Homeless people in an eastern South Carolina municipality might soon have city-issued identification cards, according to a published report.
The motive of Myrtle Beach officials is to provide assistance to the city residents who are in need of help during the challenging times, according to South Carolina Now.
Additional benefits include enhancing public safety and helping to save tax dollars.
"We don't want [to] do for homeless people what they can do for themselves," organizer Mary Jeffcoat with the Myrtle Beach Homeless Coalition told the news source.
Leaders in the Atlantic coast city probed methods of making city services more efficient for the people who needed them, which in turn would help make the homeless people become more self-sufficient.
"Right now we have several agencies that are working to house homeless people," Jeffcoat told the news source. "We are trying to figure out how they can combine and become one agency."
Myrtle Beach also wants to distribute identification cards to residents who are homeless and who benefit from the services that the city has to offer, in addition to merging agencies.
The identification cards will be part of a centralized database that allows the organizations to determine which people are using which services, she said.

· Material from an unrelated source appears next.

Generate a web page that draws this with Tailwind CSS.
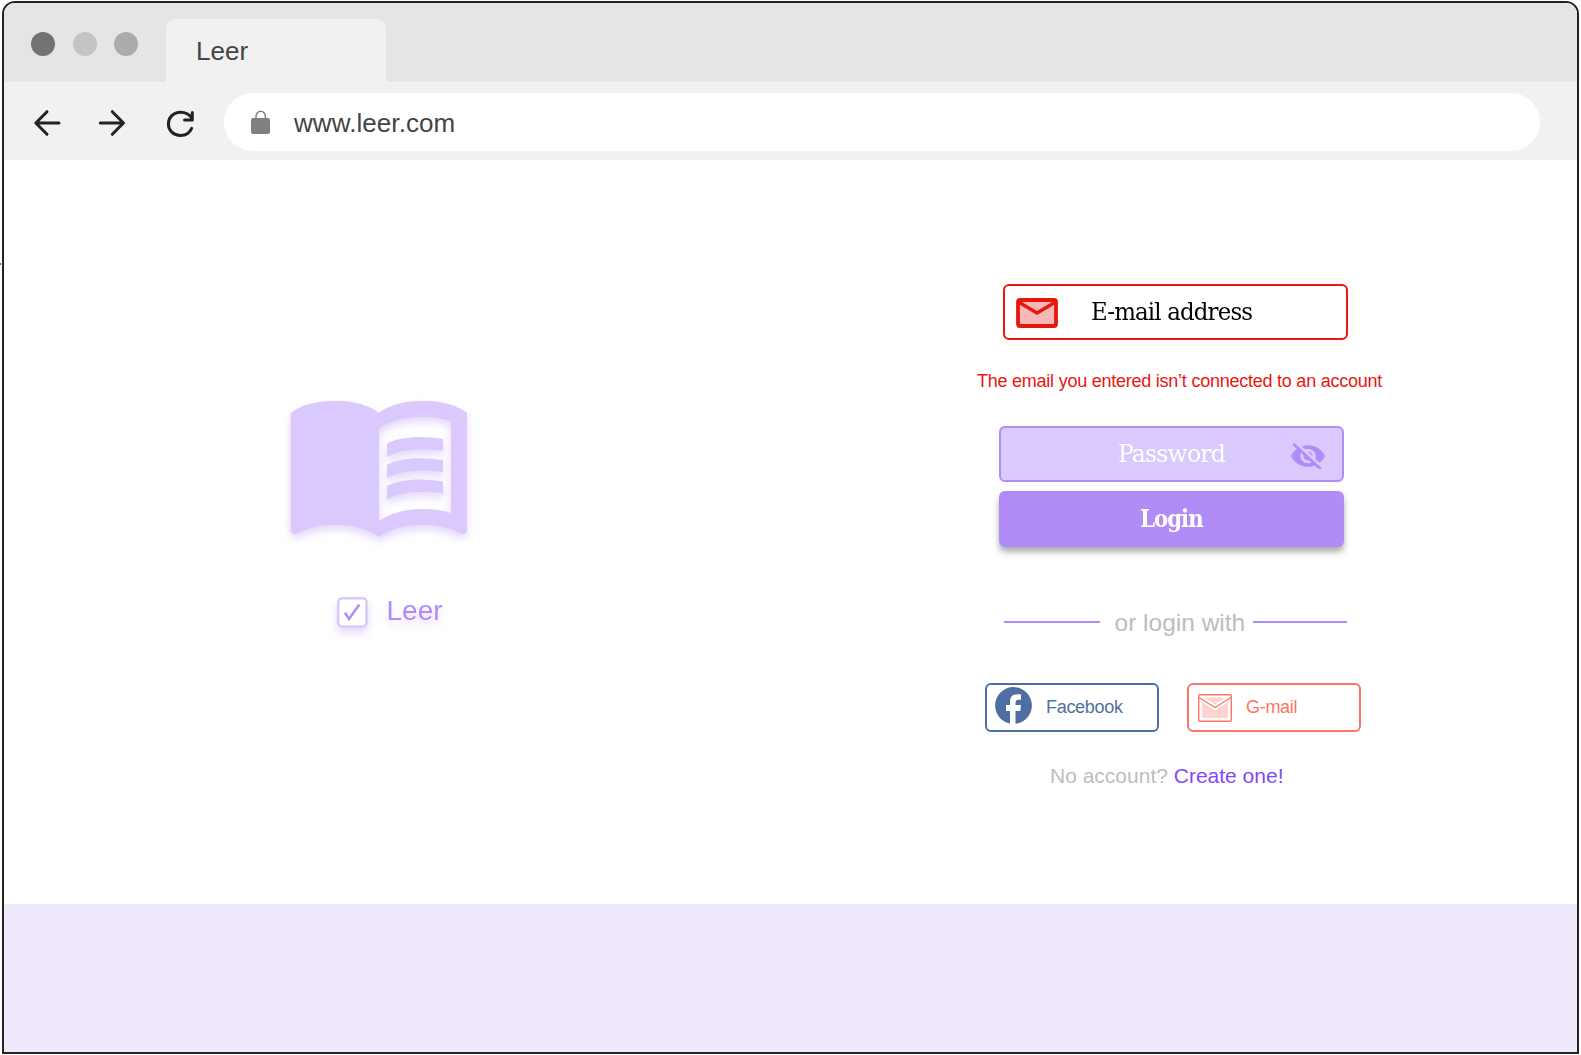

She said staving off duplicated services and enhancing public safety measures in the city would be two byproducts of the identification cards.
"We have some people who are living on the streets and are convicted felons," Jeffcoat told the news source. "So we need to know who is here."
The homeless population in Myrtle Beach and Horry County is believed to be growing, according to Myrtle Beach Online.
Estimates this past May amounted to roughly 1,200 homeless people in the county and more than 40 service providers help them.
Those providers include churches, community groups, social services agencies and local governments, the publication reports.